Afflicting over one million Americans, Parkinson's disease is one of the most devastating neuro-degenerative diseases in the world. A British physician, James Parkinson, first discovered this disease while observing people on the streets of London. He noted that certain individuals suffered from a tremor, which, along with muscle weakness, became worse with time. Even with standardized neurological examination by doctors today, Parkinson's disease is still only detectible through careful observation of the patient. It was not until the late nineteenth century in which physicians finally began to understand the anatomy and physiology of Parkinson's disease. .
Throughout the past decade the knowledge base for Parkinson's disease has increased tremendously. Parkinson's disease has now been identified and cataloged by the medical community as a serious and potentially fatal neuro-degenerative disease. The disease's symptoms, possible causes, mechanisms, and cures have been researched and studied by innumerable scientists and organizations.

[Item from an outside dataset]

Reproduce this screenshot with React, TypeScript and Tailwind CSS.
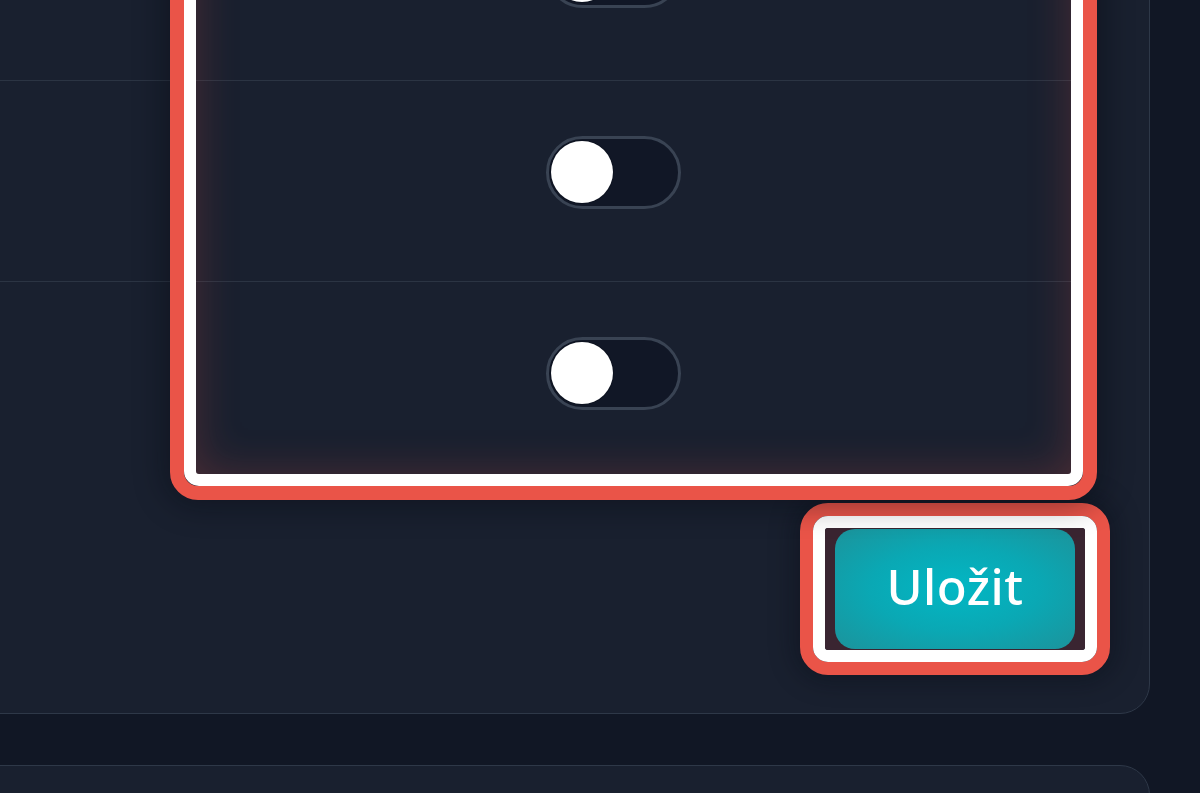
import React from "react";

function Toggle() {
  return (
    <div className="flex h-[73px] w-[135px] items-center rounded-full border-[3px] border-[#394353] bg-[#111726] px-[2px]">
      <div className="h-[62px] w-[62px] rounded-full bg-white ring-1 ring-[#0d1320]" />
    </div>
  );
}

function Row({ last }: { last?: boolean }) {
  return (
    <div
      className={
        "flex " + (last ? "h-[200px]" : "h-[201px] border-b border-[#2b3443]")
      }
    >
      <div className="w-[235px] shrink-0" />
      <div className="flex flex-1 items-center justify-center pb-[18px] pr-[44px]">
        <Toggle />
      </div>
    </div>
  );
}

export default function App() {
  return (
    <div
      className="h-[793px] w-[1200px] overflow-hidden bg-[#111725]"
      style={{ fontFamily: '"Noto Sans", Inter, sans-serif' }}
    >
      <div className="ml-[-60px] mt-[-145px] w-[1210px] rounded-[30px] border border-[#2e3848] bg-[#19202f] pb-[38px] pl-[20px] pr-[74px] pt-[24px]">
        <div className="relative">
          <Row />
          <Row />
          <Row last />
          <div className="pointer-events-none absolute bottom-[-18px] left-[209px] right-[-22px] top-[34px] rounded-[28px] border-[14px] border-[#ea5448] shadow-[0_0_30px_6px_rgba(5,8,16,0.4)]">
            <div className="h-full w-full rounded-[15px] border-[12px] border-white">
              <div className="h-full w-full rounded-[3px] shadow-[inset_0_0_44px_rgba(234,84,72,0.24)]" />
            </div>
          </div>
        </div>
        <div className="mt-[21px] flex justify-end">
          <div className="-mr-[35px] rounded-[28px] border-[13px] border-[#ea5448] shadow-[0_0_24px_6px_rgba(5,8,16,0.35)]">
            <div className="rounded-[15px] border-[12px] border-white">
              <div className="rounded-[3px] bg-[#3a2531] px-[10px] py-[1px]">
                <button className="flex h-[120px] w-[240px] items-center justify-center rounded-[20px] bg-[radial-gradient(ellipse_at_center,#02b7c4_0%,#0aa8b4_50%,#1c939b_100%)] pb-[4px] text-[49px] font-medium tracking-[0.01em] text-white">
                  Uložit
                </button>
              </div>
            </div>
          </div>
        </div>
      </div>
      <div className="ml-[-60px] mt-[51px] h-[200px] w-[1210px] rounded-[30px] border border-[#2e3848] bg-[#19202f]" />
    </div>
  );
}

Parkinson's disease occurs when certain nerve cells, or neurons, in an area of the brain known as the substantia nigra die or become impaired. Normally, these neurons produce an important brain chemical known as dopamine. Dopamine is a chemical messenger responsible for transmitting signals between the substantia nigra and the next "relay station" of the brain, the corpus striatum, to produce smooth, purposeful muscle activity. Loss of dopamine causes the nerve cells of the striatum to fire out of control, leaving patients unable to direct or control their movements in a normal manner. Parkinson's disease is the second most common neuro-degenerative disease after Alzheimer's disease. .
Even with all of the recent advancements in the field, the exact etiology of Parkinson's disease is still undecided. Recent research has identified that the culprit may be due to neurotoxins, genetics, or cell death caused by abnormalities in the brain.